Hexagram Treasure Overview

Excalibur the Sword (source)

There are two major categories of treasure: mundane and wondrous. Mundane treasure includes money, valuables, simple machines, NPC favors, and other such things. The most important quality of mundane treasure is that it is not connected to character traits in any meaningful way. There are no prerequisites for use. A sack of money can be used by a squire just as easily as by a powerful sorcerer.

Wondrous treasure is not necessarily more potent than mundane treasure (though it often is). The defining quality of wondrous treasure is that use is dependent upon character traits. Some traits may also be primarily concerned with using (or even creating) wondrous items. All wondrous items have a rating, from 1 to 6, which relates to a specific character trait. There are traits on every path which relate to different kinds of wondrous items.

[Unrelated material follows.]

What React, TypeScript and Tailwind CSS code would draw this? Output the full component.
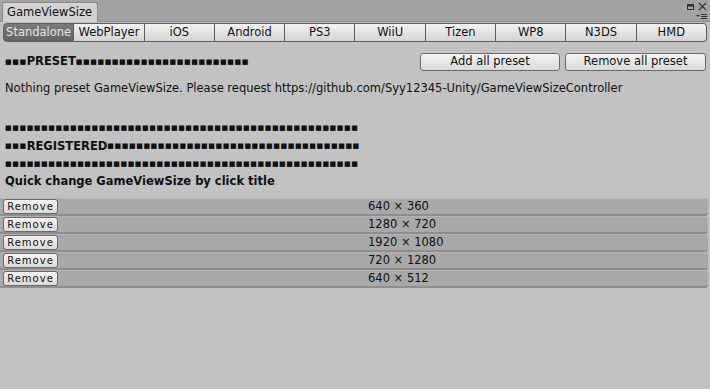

Exactly how wondrous items interact with character traits varies by item. Some require a minimum level of a certain trait in order to function at all. For example, a certain magic sword may be inert (that is, function as a mundane sword) for warriors with less skill than 3 in melee combat. Other items may require a successful trait check (less than or equal to the trait value when rolling a d6) before the item can be used, or even per use. For example, an antediluvian gauntlet may allow reaching into stone as if it were water, but only with a successful antediluvia trait check.
The wondrous items related to the path of battle are magic weapons, which are governed by either the melee combat trait or the ranged combat trait (depending on whether the item in question is a melee weapon or a ranged weapon). The wondrous items related to the path of guile are antediluvia (artifacts left over from before the deluge). The wondrous items related to the path of wonder are spell formulae, potions or potion recipes, magic devices, and scrolls. Though anyone can use a potion, it can also be reverse engineered. Thus, potions straddle the line between mundane and wondrous treasure.
As wondrous items are keyed to specific traits, not paths, characters with points in the necessary off-path traits can potentially make use of any kind of wondrous item. For example, a sorcerer with melee combat 3 can make use of a potency 3 sword just as well as a character on the path of battle (though it would have been more costly in terms of experience for the character on the path of wonder to develop that martial skill). The most complex antediluvia might only be usable by a character on the path of guile (based on the cap for off-path traits), but other less complex items are usable by any character with the appropriate trait.
One method for placing wondrous items: roll d6 to determine if there is a wondrous item; on a 6 there is. Then, roll another 2d6 and take the lowest number to determine the potency or complexity. Finally, roll on the following table to determine the wondrous item type.
  1. Potion
  2. Antediluvian item
  3. Weapon of power
  4. Scroll
  5. Magic item
  6. Spell formula
All wondrous items should be unique to a given campaign. Though not all wondrous items need have drawbacks, they should all have quirks and idiosyncrasies. Some wondrous items may have no direct adventuring use, only being able to generate strange seemingly useless effects. Few wondrous items are both of unlimited use and without potential drawbacks.

I am building a system for generating campaign-specific wondrous items as part of the referee scenario design process.